(a)Application. This section applies to diesel fuel or kerosene removed, entered, or sold in Alaska for ultimate sale or use in an exempt area of Alaska.
Exempt area of Alaska means the area of Alaska in which the sulfur content requirements for diesel fuel (see section 211(i) of the Clean Air Act (42 U.S.C. 7545(i))) do not apply because the Administrator of the Environmental Protection Agency has granted an exemption under section 211(i)(4) of that Act.
Nontaxable use means a use described in section 4082(b).
Qualified dealer means any person that holds a qualified dealer license from the state of Alaska or has been registered by the district director as a qualified retailer. The district director will register a person as a qualified retailer only if the district director—
(1) Determines that the person, in the course of its trade or business, regularly sells diesel fuel or kerosene for use by its buyer in a nontaxable use; and
(2) Is satisfied with the filing, deposit, payment, and claim history for all federal taxes of the person and any related person.
(c)Tax-free removals and entries. Notwithstanding § 48.4082-1, tax is not imposed by section 4081 on the removal or entry of any diesel fuel or kerosene in an exempt area of Alaska if—
(1) The person that would be liable for tax under § 48.4081-2 or 48.4081-3 is a taxable fuel registrant and satisfies the requirements of paragraph (e) of this section;
(2) In the case of a removal from a terminal, the terminal is an approved terminal; and
(3) The owner of the diesel fuel or kerosene immediately after the removal or entry holds the fuel for its own use in a nontaxable use or is a qualified dealer.
(d)Sales after removals and entries—
(1)In general. Paragraph (c) of this section does not apply with respect to diesel fuel or kerosene that is subsequently sold by a qualified dealer unless—
(i) The fuel is sold in an exempt area of Alaska;
(ii) The buyer purchases the fuel for its own use in a nontaxable use or is a qualified dealer; and
(iii) The seller satisfies the requirements of paragraph (e) of this section.
(2)Tax imposed at time of sale; liability for tax. Notwithstanding §§ 48.4081-2 and 48.4081-3, in any case in which paragraph (c) of this section does not apply with respect to diesel fuel or kerosene because of a subsequent sale by a qualified dealer, the tax with respect to that fuel is imposed at the time of the subsequent sale and the qualified dealer is liable for the tax.
(3)Rate of tax. For the rate of tax, see section 4081.
(e)Evidence of tax-free transactions. The requirements of section 4082(c)(2) (relating to certification) and this paragraph (e) are satisfied if the person otherwise liable for tax is able to show the district director satisfactory evidence of the exempt nature of the transaction and has no reason to believe that the evidence is false. Satisfactory evidence may include copies of qualified dealer licenses or exemption certificates obtained for state tax purposes.
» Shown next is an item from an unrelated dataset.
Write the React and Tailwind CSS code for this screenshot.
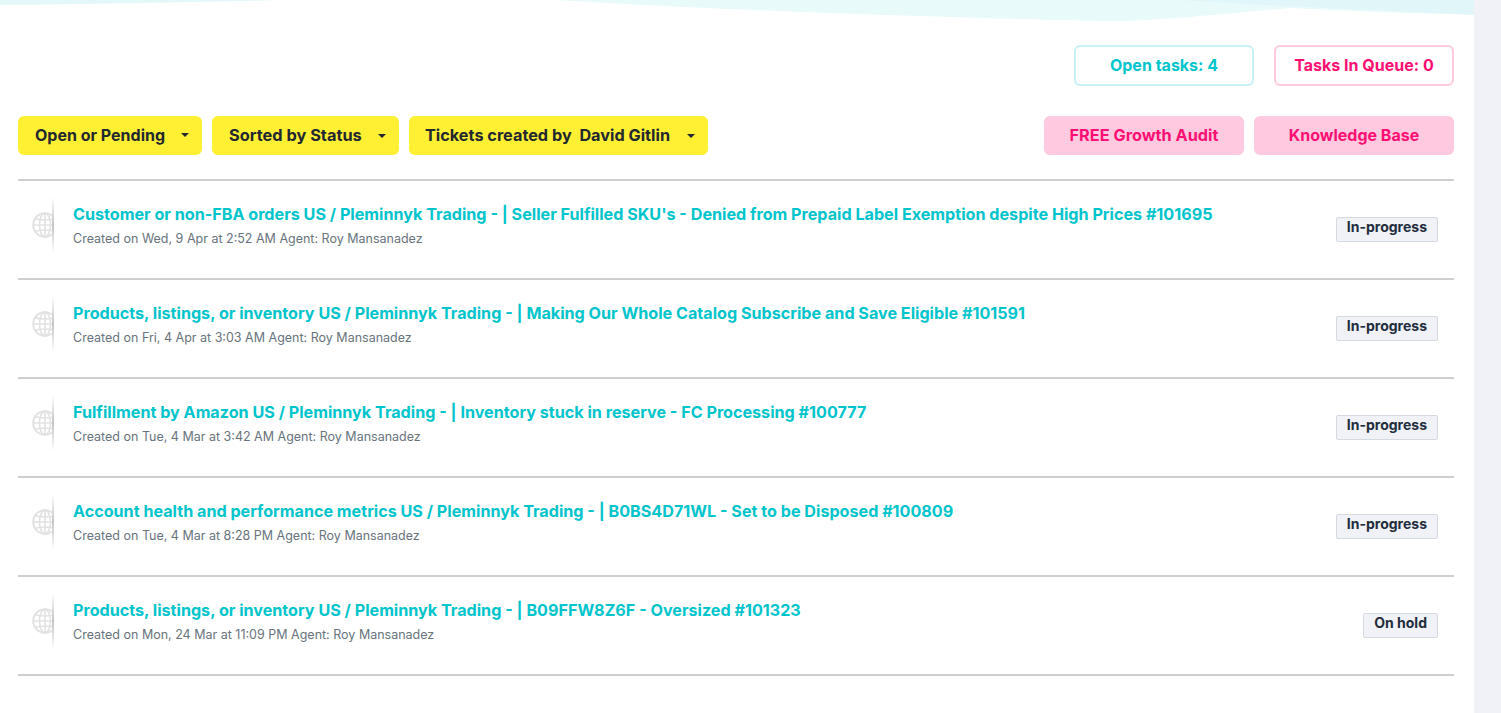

(f)Registration. With respect to each person that has been registered as a qualified retailer by the district director, the rules of § 48.4101-1(g), (h), and (i) apply.
(g)Cross reference. For the tax on previously untaxed diesel fuel or kerosene that is used for a taxable purpose, see § 48.4082-4.
(h)Effective date. This section is applicable with respect to diesel fuel removed or entered after December 31, 1996, and with respect to kerosene removed or entered after June 30, 1998. A person registered by the district director as a qualified retailer before April 2, 1998 may be treated, to the extent the district director determines appropriate, as a qualified dealer for the period before that date.